:: PROBLEM TO SOLVE ::
Take the listing from its first line through the line that contains "['基本信息', '实例列表', '事件', '监控告警', '服务网关', '发布版本', '日志', '一键测试'];" and please retype those lines exactly, leaving out the pictures.
□ □ □ □ □ □ □
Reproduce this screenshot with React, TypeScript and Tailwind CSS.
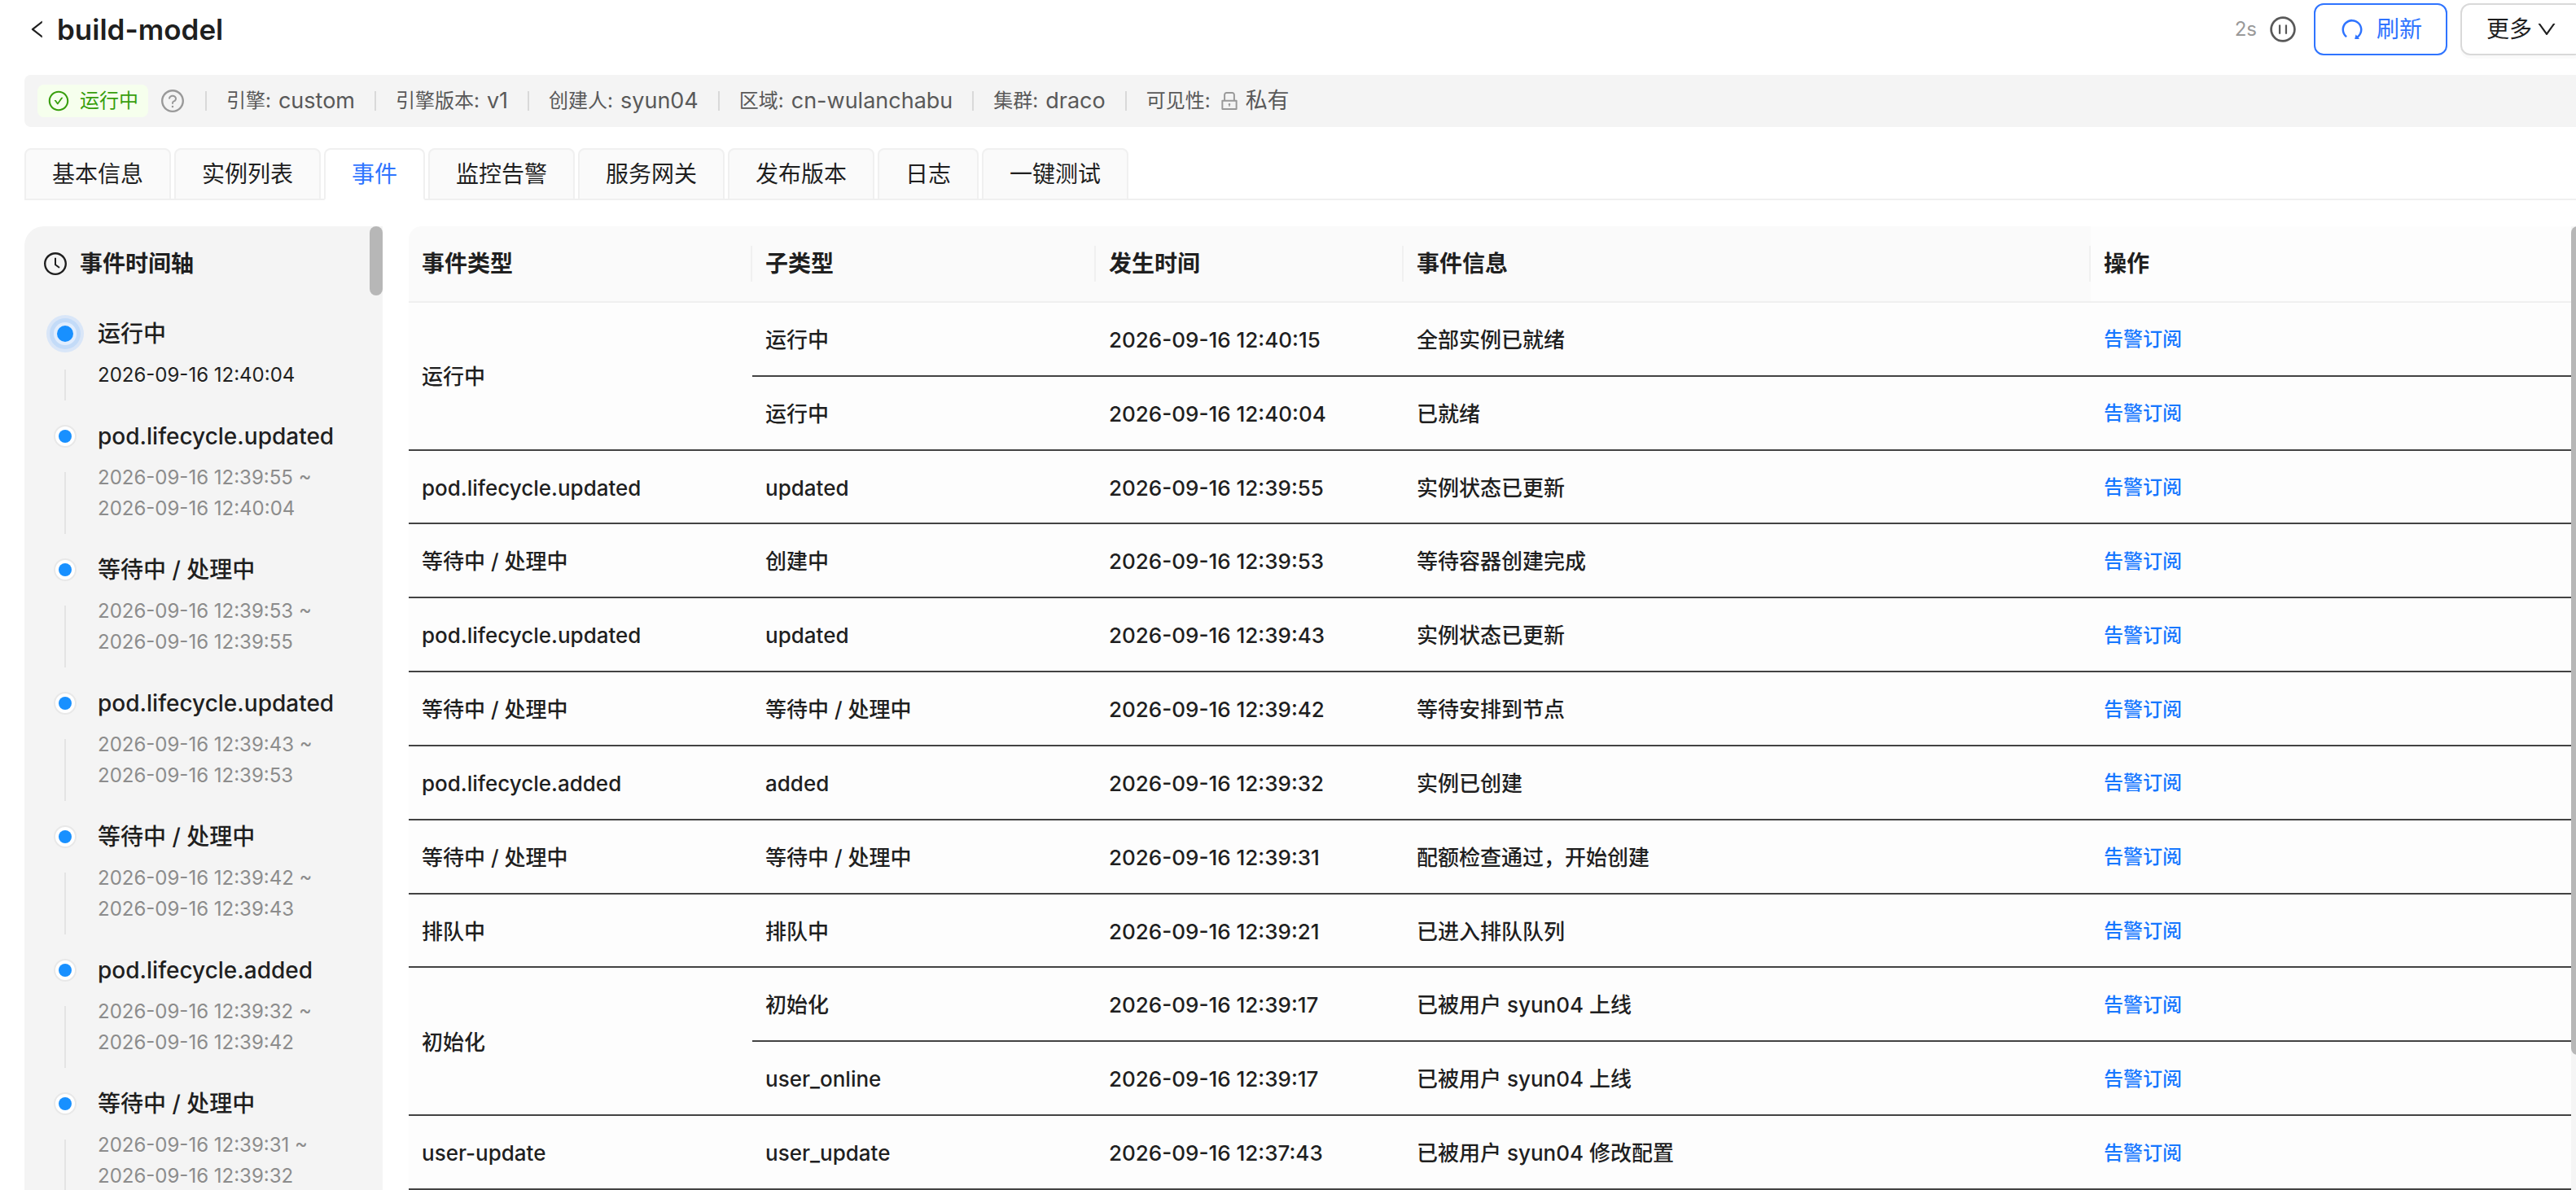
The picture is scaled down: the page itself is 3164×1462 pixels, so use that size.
import { Fragment, useState } from 'react';
import {
  AiOutlineCheckCircle,
  AiOutlineClockCircle,
  AiOutlineDown,
  AiOutlineLeft,
  AiOutlineLock,
  AiOutlinePauseCircle,
  AiOutlineQuestionCircle,
  AiOutlineRedo,
} from 'react-icons/ai';

interface EventRow {
  type?: string;
  span?: number;
  subType: string;
  time: string;
  message: string;
}

interface TimelineItem {
  title: string;
  times: string[];
}

const tabs = ['基本信息', '实例列表', '事件', '监控告警', '服务网关', '发布版本', '日志', '一键测试'];

const meta = [
  { label: '引擎:', value: 'custom' },
  { label: '引擎版本:', value: 'v1' },
  { label: '创建人:', value: 'syun04' },
  { label: '区域:', value: 'cn-wulanchabu' },
  { label: '集群:', value: 'draco' },
  { label: '可见性:', value: '私有', locked: true },
];

const timeline: TimelineItem[] = [
  { title: '运行中', times: ['2026-09-16 12:40:04'] },
  { title: 'pod.lifecycle.updated', times: ['2026-09-16 12:39:55 ~', '2026-09-16 12:40:04'] },
  { title: '等待中 / 处理中', times: ['2026-09-16 12:39:53 ~', '2026-09-16 12:39:55'] },
  { title: 'pod.lifecycle.updated', times: ['2026-09-16 12:39:43 ~', '2026-09-16 12:39:53'] },
  { title: '等待中 / 处理中', times: ['2026-09-16 12:39:42 ~', '2026-09-16 12:39:43'] },
  { title: 'pod.lifecycle.added', times: ['2026-09-16 12:39:32 ~', '2026-09-16 12:39:42'] },
  { title: '等待中 / 处理中', times: ['2026-09-16 12:39:31 ~', '2026-09-16 12:39:32'] },
];

// A row without a type belongs to the spanning cell above it
const rows: EventRow[] = [
  { type: '运行中', span: 2, subType: '运行中', time: '2026-09-16 12:40:15', message: '全部实例已就绪' },
  { subType: '运行中', time: '2026-09-16 12:40:04', message: '已就绪' },
  { type: 'pod.lifecycle.updated', subType: 'updated', time: '2026-09-16 12:39:55', message: '实例状态已更新' },
  { type: '等待中 / 处理中', subType: '创建中', time: '2026-09-16 12:39:53', message: '等待容器创建完成' },
  { type: 'pod.lifecycle.updated', subType: 'updated', time: '2026-09-16 12:39:43', message: '实例状态已更新' },
  { type: '等待中 / 处理中', subType: '等待中 / 处理中', time: '2026-09-16 12:39:42', message: '等待安排到节点' },
  { type: 'pod.lifecycle.added', subType: 'added', time: '2026-09-16 12:39:32', message: '实例已创建' },
  { type: '等待中 / 处理中', subType: '等待中 / 处理中', time: '2026-09-16 12:39:31', message: '配额检查通过，开始创建' },
  { type: '排队中', subType: '排队中', time: '2026-09-16 12:39:21', message: '已进入排队队列' },
  { type: '初始化', span: 2, subType: '初始化', time: '2026-09-16 12:39:17', message: '已被用户 syun04 上线' },
  { subType: 'user_online', time: '2026-09-16 12:39:17', message: '已被用户 syun04 上线' },
  { type: 'user-update', subType: 'user_update', time: '2026-09-16 12:37:43', message: '已被用户 syun04 修改配置' },
];

const columns = [
  { title: '事件类型', className: 'w-[422px] bg-[#fafafa]' },
  { title: '子类型', className: 'w-[422px] bg-[#fafafa]' },
  { title: '发生时间', className: 'w-[378px] bg-[#fafafa]' },
  { title: '事件信息', className: 'w-[844px] bg-[#fafafa]' },
  { title: '操作', className: 'bg-[#fdfdfd]' },
];

function PageHeader() {
  return (
    <header className="flex h-[72px] items-center justify-between">
      <div className="flex items-center gap-2.5 pl-0.5">
        <button aria-label="返回">
          <AiOutlineLeft className="size-7" />
        </button>
        <h1 className="text-[35px] leading-[44px] font-semibold">build-model</h1>
      </div>
      <div className="flex items-center gap-4">
        <div className="flex items-center gap-3.5 pr-1">
          <span className="text-2xl text-[#999999]">2s</span>
          <button aria-label="暂停" className="text-[#595959]">
            <AiOutlinePauseCircle className="size-9" />
          </button>
        </div>
        <button className="flex h-16 items-center gap-3.5 rounded-xl border-2 border-[#2f74ff] px-[29px] text-[28px] text-[#2f74ff]">
          <AiOutlineRedo className="size-8" />
          刷新
        </button>
        <button className="flex h-16 items-center gap-1 rounded-xl border-2 border-[#d9d9d9] px-[30px] text-[28px] shadow-[0_4px_0_rgba(0,0,0,0.02)]">
          更多
          <AiOutlineDown className="size-7" />
        </button>
      </div>
    </header>
  );
}

function InfoBar() {
  return (
    <div className="mt-5 flex h-16 items-center rounded-lg bg-[#f4f4f4] px-4 text-[#595959]">
      <span className="flex h-10 items-center gap-3 rounded-lg bg-[#f6ffed] px-3 text-2xl text-[#389e0d]">
        <AiOutlineCheckCircle className="size-7" />
        运行中
      </span>
      <AiOutlineQuestionCircle className="ml-3.5 size-8 text-[#999999]" />
      {meta.map((item) => (
        <Fragment key={item.label}>
          <span className="mx-6 h-6 w-0.5 bg-[#d9d9d9]" />
          <span className="flex items-center gap-[9px]">
            <span className="text-2xl">{item.label}</span>
            <span className="flex items-center gap-1.5 text-[27px]">
              {item.locked && <AiOutlineLock className="size-7 text-[#999999]" />}
              {item.value}
            </span>
          </span>
        </Fragment>
      ))}
    </div>
  );
}

function Tabs() {
  const [active, setActive] = useState('事件');

  return (
    <div className="mt-[26px] flex gap-1 shadow-[inset_0_-2px_0_#f0f0f0]" role="tablist">
      {tabs.map((tab) => (
        <button
          key={tab}
          role="tab"
          aria-selected={tab === active}
          onClick={() => setActive(tab)}
          className={
            tab === active
              ? 'h-16 rounded-t-lg border-2 border-[#f0f0f0] border-b-white bg-white px-8 text-[28px] text-[#2f74ff]'
              : 'h-16 rounded-t-lg border-2 border-[#f0f0f0] bg-[#fafafa] px-8 text-[28px]'
          }
        >
          {tab}
        </button>
      ))}
    </div>
  );
}

function TimelineDot({ current }: { current: boolean }) {
  if (current) {
    return (
      <svg className="h-11 w-12 shrink-0 overflow-visible" viewBox="0 0 48 44">
        <circle cx="24" cy="22" r="23" fill="#d9e6f8" />
        <circle cx="24" cy="22" r="19" fill="#c3dbf8" />
        <circle cx="24" cy="22" r="14" fill="#e1edfd" />
        <circle cx="24" cy="22" r="10" fill="#1890ff" />
      </svg>
    );
  }
  return (
    <svg className="h-11 w-12 shrink-0" viewBox="0 0 48 44">
      <circle cx="24" cy="22" r="13" fill="#ffffff" stroke="#e8e8e8" strokeWidth="2" />
      <circle cx="24" cy="22" r="8" fill="#1890ff" />
    </svg>
  );
}

function Timeline() {
  return (
    <aside className="flex w-[440px] shrink-0 overflow-hidden rounded-tl-3xl bg-[#f4f4f4]">
      <div className="min-w-0 flex-1 pt-6 pl-[22px]">
        <h2 className="flex items-center gap-3.5 text-[28px] leading-[44px] font-semibold">
          <AiOutlineClockCircle className="size-8" />
          事件时间轴
        </h2>
        <ol className="mt-[42px] pl-1">
          {timeline.map((item, index) => (
            <li key={index} className="flex gap-4">
              <div className="flex w-12 flex-col items-center">
                <TimelineDot current={index === 0} />
                <span className="my-[22px] w-0.5 flex-1 bg-[#e4e4e4]" />
              </div>
              <div className="pb-[34px]">
                <h3 className="text-[28px] leading-[44px] font-medium">{item.title}</h3>
                <div
                  className={
                    index === 0
                      ? 'mt-2.5 text-2xl leading-[38px]'
                      : 'mt-2.5 text-2xl leading-[38px] text-[#8c8c8c]'
                  }
                >
                  {item.times.map((time) => (
                    <p key={time}>{time}</p>
                  ))}
                </div>
              </div>
            </li>
          ))}
        </ol>
      </div>
      <div className="h-[85px] w-4 rounded-lg bg-[#b7b7b7]" />
    </aside>
  );
}

function EventTable() {
  return (
    <table className="h-full w-full table-fixed border-separate border-spacing-0 text-left text-[26px] font-medium">
      <thead>
        <tr className="h-[94px]">
          {columns.map((col, index) => (
            <th
              key={col.title}
              className={`border-b-2 border-[#f0f0f0] p-0 text-[28px] font-semibold first:rounded-tl-2xl ${col.className}`}
            >
              <div
                className={
                  index < columns.length - 1
                    ? 'border-r-2 border-[#f0f0f0] px-4 leading-[44px]'
                    : 'px-4 leading-[44px]'
                }
              >
                {col.title}
              </div>
            </th>
          ))}
        </tr>
      </thead>
      <tbody>
        {rows.map((row, index) => (
          <tr key={index} className="bg-[#fdfdfd]">
            {row.type && (
              <td rowSpan={row.span} className="border-b-2 border-[#434343] px-4 pt-0.5">
                {row.type}
              </td>
            )}
            <td className="border-b-2 border-[#434343] px-4 pt-0.5">{row.subType}</td>
            <td className="border-b-2 border-[#434343] px-4 pt-0.5">{row.time}</td>
            <td className="border-b-2 border-[#434343] px-4 pt-0.5">{row.message}</td>
            <td className="border-b-2 border-[#434343] px-4 pt-0.5 text-2xl text-[#1677ff]">
              <a href="#subscribe">告警订阅</a>
            </td>
          </tr>
        ))}
      </tbody>
    </table>
  );
}

export default function App() {
  return (
    <div className="h-screen overflow-hidden bg-white font-['Inter','Noto_Sans_CJK_SC',sans-serif] text-[#1f1f1f]">
      {/* The content runs slightly past the right edge of the window */}
      <div className="-mr-2.5 flex h-full flex-col pl-[30px]">
        <PageHeader />
        <InfoBar />
        <Tabs />
        <main className="mt-8 flex min-h-0 flex-1 gap-8">
          <Timeline />
          <section className="flex min-w-0 flex-1">
            <div className="min-w-0 flex-1">
              <EventTable />
            </div>
            <div className="w-4 bg-[#f5f5f5]">
              <div className="h-[86%] rounded-lg bg-[#b7b7b7]" />
            </div>
          </section>
        </main>
      </div>
    </div>
  );
}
□ □ □ □ □ □ □
:: SOLVED PROBLEM ::
Reproduce this screenshot with React, TypeScript and Tailwind CSS.
The picture is scaled down: the page itself is 3164×1462 pixels, so use that size.
import { Fragment, useState } from 'react';
import {
  AiOutlineCheckCircle,
  AiOutlineClockCircle,
  AiOutlineDown,
  AiOutlineLeft,
  AiOutlineLock,
  AiOutlinePauseCircle,
  AiOutlineQuestionCircle,
  AiOutlineRedo,
} from 'react-icons/ai';

interface EventRow {
  type?: string;
  span?: number;
  subType: string;
  time: string;
  message: string;
}

interface TimelineItem {
  title: string;
  times: string[];
}

const tabs = ['基本信息', '实例列表', '事件', '监控告警', '服务网关', '发布版本', '日志', '一键测试'];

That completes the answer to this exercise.